AEF info : La CFDT rejoint la contestation contre la réforme des retraites et la journée de grève et de manifestation du 17 décembre. Quelles en sont les raisons, alors que votre confédération défend le principe d’une réforme systémique ?
Mylène Jacquot : S’agissant d’une réforme systémique des retraites, la CFDT a toujours été claire. Nous portons cette revendication d’un régime universel dont nous avons toujours dit qu’il ne devait absolument pas être uniforme, afin de tenir compte des spécificités des uns et des autres dans la fonction publique comme ailleurs. Par ailleurs, nous souhaitions également que ce système universel soit solidaire, juste. Or, dans les annonces du Premier ministre, il manque un certain nombre d’éléments pour que la CFDT y trouve son compte. Ces sujets ne sont pas traités.

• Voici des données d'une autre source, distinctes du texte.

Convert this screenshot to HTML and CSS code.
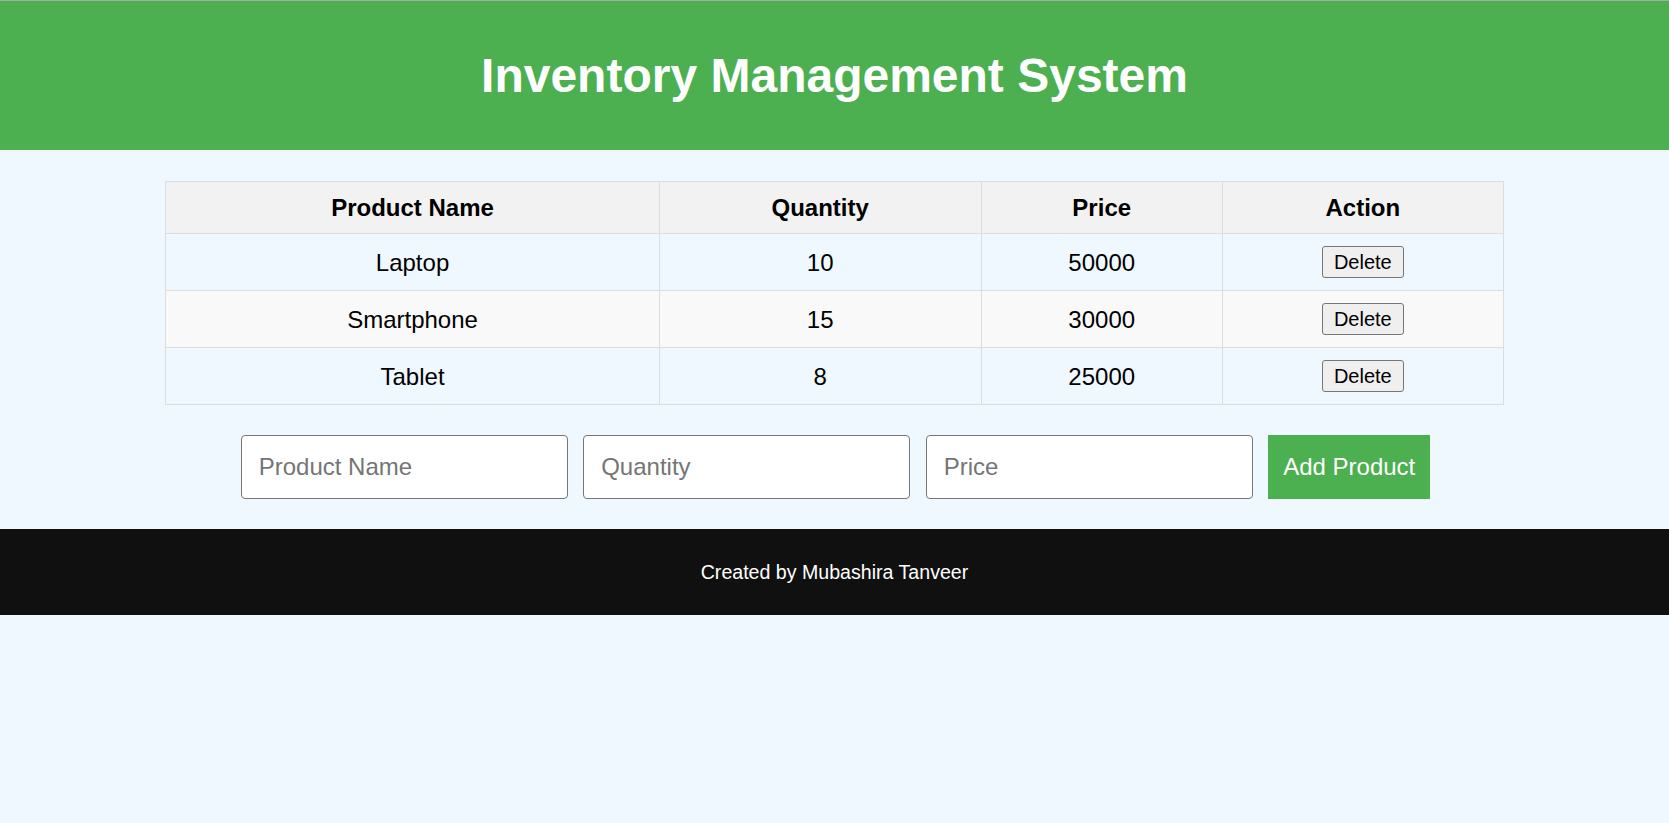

La CFDT a clairement dit hier, après les annonces du Premier ministre, quelle était sa position concernant la reconnaissance de la pénibilité et la question de l’âge pivot. Même si l’habillage peut sembler se rapporter à un dispositif systémique, nous sommes en réalité sur du paramétrique qui, de plus, pénalise les salariés qui pourraient faire valoir leurs droits à 62 ans sans décote en réinstaurant une décote qui les obligerait à prolonger leur activité jusqu’à leurs 64 ans. Or ce sont les cotisants ayant commencé tôt et ne percevant pas les rémunérations les plus élevées, qui seraient concernées et lourdement pénalisés par cet âge pivot. Ce qui explique notre opposition. Se pose aussi la question du niveau de pension pour ceux qui auraient fait une carrière complète au SMIC. Nous ne nous satisfaisons pas des 85 % annoncés.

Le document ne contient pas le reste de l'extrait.